Here's a summary of some of the cannabis industry companies that reported quarterly results this week:

  • Clever Leaves: Fourth quarter revenue up 25 per cent to US$4.2 million, US$7.8 million in an adjusted EBITDA loss, compared to a US$6.3 million loss a year earlier.  (Release) 
  • Jushi Holdings: Fourth quarter revenue up 104 per cent to US$65.9 million, US$1.5 million in adjusted EBITDA, compared to a $3.8 million gain a year earlier.  (Release) 
  • Charlotte's Web: Fourth quarter revenue down 7.8 per cent to US$24.8 million, US$4.5 million in an adjusted EBITDA loss, compared to a US$3.1 million loss a year earlier.  (Release) 
  • Columbia Care: Fourth quarter revenue up 70 per cent to US$139 million, US$57.9 million in adjusted EBITDA, compared to a US$19.8 million loss a year earlier.  (Release) 
  • Cresco Labs: Fourth quarter revenue up 73 per cent to US$218 million, US$56.9 million in adjusted EBITDA, compared to a US$30.0 million gain a year earlier.  (Release) 
  • Agrify: Fourth quarter revenue up 481 per cent to US$25.3 million, US$5.5 million in an adjusted EBITDA loss, compared to a US$2.8 million loss a year earlier.  (Release) 
  • Akerna: Fourth quarter revenue up 49 per cent to US$20.7 million, US$7.9 million in an adjusted EBITDA loss, compared to a US$11.7 million loss a year earlier.  (Release) 


BMO Capital Markets on Cronos Group

Cronos Group announced earlier this week that its former CEO Mike Gorenstein would be returning to the role following the retirement of Kurt Schmidt effective Mar. 21. The move caught many industry observers by surprise as Schmidt’s appointment as CEO was notable given his extensive background in the consumer-packaged-goods (CPG) industry. BMO Capital Markets Analyst Tamy Chen said in a note to clients this week that Schmidt’s departure may be a cautioning sign that executives with CPG experience may not be the most appropriate skill set to navigate the cannabis industry given the sector’s evolving regulatory frameworks and unpredictable nature of product innovation.

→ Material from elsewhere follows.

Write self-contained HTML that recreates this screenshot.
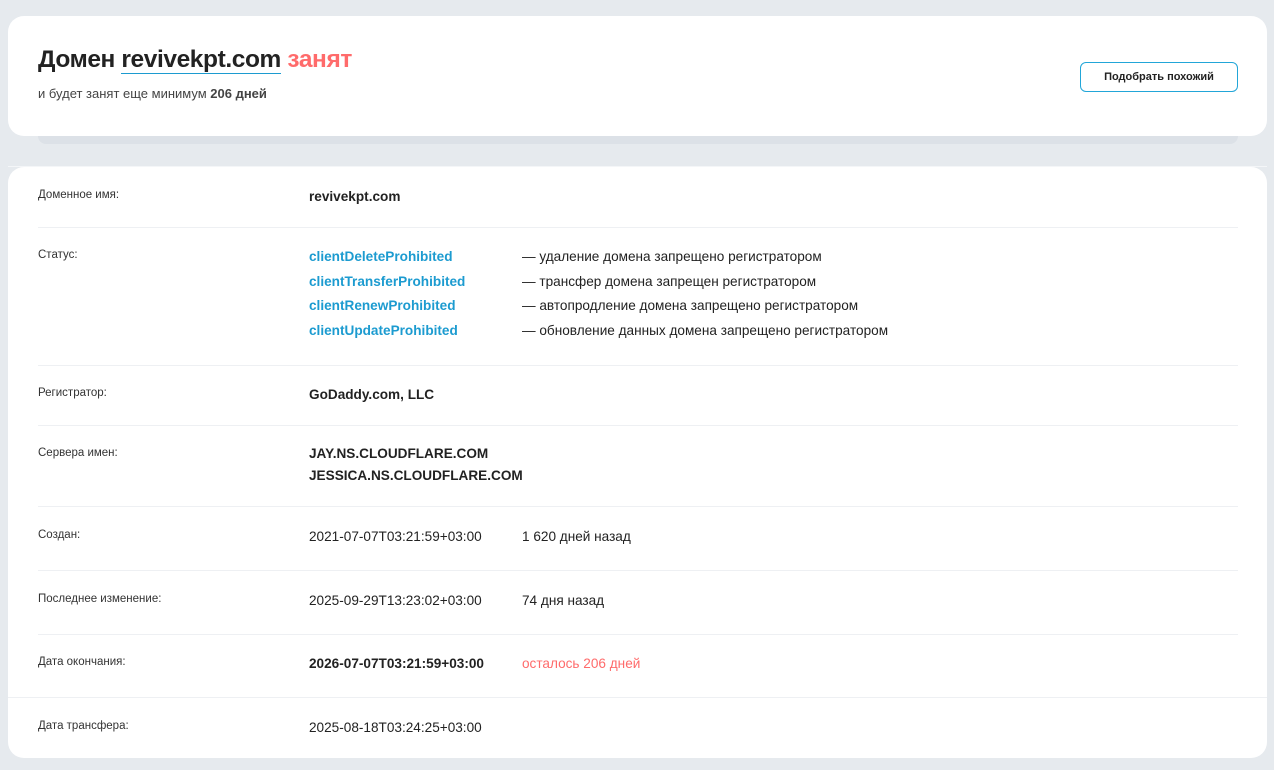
<!DOCTYPE html><html><head><meta charset="utf-8"><style>
body{margin:0;width:1274px;height:770px;background:#e6eaee;font-family:"Liberation Sans",sans-serif;color:#222;position:relative;overflow:hidden}
.c1{position:absolute;left:8px;top:16px;width:1259px;height:120px;background:#fff;border-radius:16px}
.sh{position:absolute;left:38px;top:130px;width:1200px;height:14px;background:#dce1e7;border-radius:0 0 8px 8px}
h1{position:absolute;margin:0;font-size:24.5px;font-weight:bold;color:#222;letter-spacing:-0.4px;white-space:nowrap}
h1 u{text-decoration:none;border-bottom:1.5px solid #1c9bd0}
h1 span{color:#ff6b6b}
.sub{position:absolute;left:30px;top:86px;font-size:13px;color:#444}
.btn{position:absolute;left:1080px;top:62px;width:158px;height:30px;border:1px solid #22a6d8;border-radius:6px;font-size:11px;font-weight:bold;text-align:center;line-height:28px;box-sizing:border-box}
.line{position:absolute;left:8px;top:166px;width:1259px;height:1px;background:#f4f6f8}
.c2{position:absolute;left:8px;top:167px;width:1259px;height:591px;background:#fff;border-radius:16px}
.r{position:absolute;left:30px;font-size:13.6px}
.l{position:absolute;left:0;font-size:11.5px;color:#333;white-space:nowrap}
.v{position:absolute;left:271px;white-space:nowrap;line-height:24.7px}
.d{position:absolute;left:484px;white-space:nowrap;line-height:24.7px}
.b{font-weight:bold}
.blue{color:#1c9bd0;font-weight:bold}
.sep{position:absolute;left:30px;width:1200px;height:1px;background:#eef0f3}
</style></head><body>
<div class="sh"></div>
<div class="c1"></div>
<h1 style="left:38px;top:46px">Домен <u>revivekpt.com</u> <span>занят</span></h1>
<div class="sub" style="left:38px">и будет занят еще минимум <b>206 дней</b></div>
<div class="btn">Подобрать похожий</div>
<div class="line"></div>
<div class="c2">
<div class="r" style="top:22px"><div class="l" style="top:0">Доменное имя:</div><div class="v b" style="top:-4px">revivekpt.com</div></div>
<div class="sep" style="top:60px"></div>
<div class="r" style="top:82px"><div class="l">Статус:</div>
<div class="v blue" style="top:-4px">clientDeleteProhibited<br>clientTransferProhibited<br>clientRenewProhibited<br>clientUpdateProhibited</div>
<div class="d" style="top:-4px">— удаление домена запрещено регистратором<br>— трансфер домена запрещен регистратором<br>— автопродление домена запрещено регистратором<br>— обновление данных домена запрещено регистратором</div></div>
<div class="sep" style="top:198px"></div>
<div class="r" style="top:220px"><div class="l">Регистратор:</div><div class="v b" style="top:-4px">GoDaddy.com, LLC</div></div>
<div class="sep" style="top:258px"></div>
<div class="r" style="top:280px"><div class="l">Сервера имен:</div><div class="v b" style="top:-4px;line-height:22px">JAY.NS.CLOUDFLARE.COM<br>JESSICA.NS.CLOUDFLARE.COM</div></div>
<div class="sep" style="top:339px"></div>
<div class="r" style="top:362px"><div class="l">Создан:</div><div class="v" style="top:-4px">2021-07-07T03:21:59+03:00</div><div class="d" style="top:-4px">1 620 дней назад</div></div>
<div class="sep" style="top:403px"></div>
<div class="r" style="top:426px"><div class="l">Последнее изменение:</div><div class="v" style="top:-4px">2025-09-29T13:23:02+03:00</div><div class="d" style="top:-4px">74 дня назад</div></div>
<div class="sep" style="top:467px"></div>
<div class="r" style="top:489px"><div class="l">Дата окончания:</div><div class="v b" style="top:-4px">2026-07-07T03:21:59+03:00</div><div class="d" style="top:-4px;color:#ff6b6b">осталось 206 дней</div></div>
<div class="sep" style="top:530px;left:0;width:1259px"></div>
<div class="r" style="top:553px"><div class="l">Дата трансфера:</div><div class="v" style="top:-4px">2025-08-18T03:24:25+03:00</div></div>
</div>
</body></html>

“What has become apparent among several LPs is that what these professionals have in cost rigor and brand management, they sometimes lack enough agility and awareness of the sector's differences from legacy CPG,” she notes. Chen said that she doesn’t believe that this executive announcement will generate any headwinds for Cronos in the near-term, and she maintains a “market perform” rating and $4 per share price target on the company’s shares.


$5.22 per gram

-- This week's price is up 1.1 per cent from the prior week, according to the Cannabis Benchmark’s Canada Cannabis Spot Index. This equates to US$1,884 per pound at current exchange rates.


$18 million

- The listed price for Tilray's facility in Nanaimo, B.C. which was put up for sale after the company disclosed last year it would leave the city. The decision would lead to Tilray shedding about 170 employee positions, the CBC reports.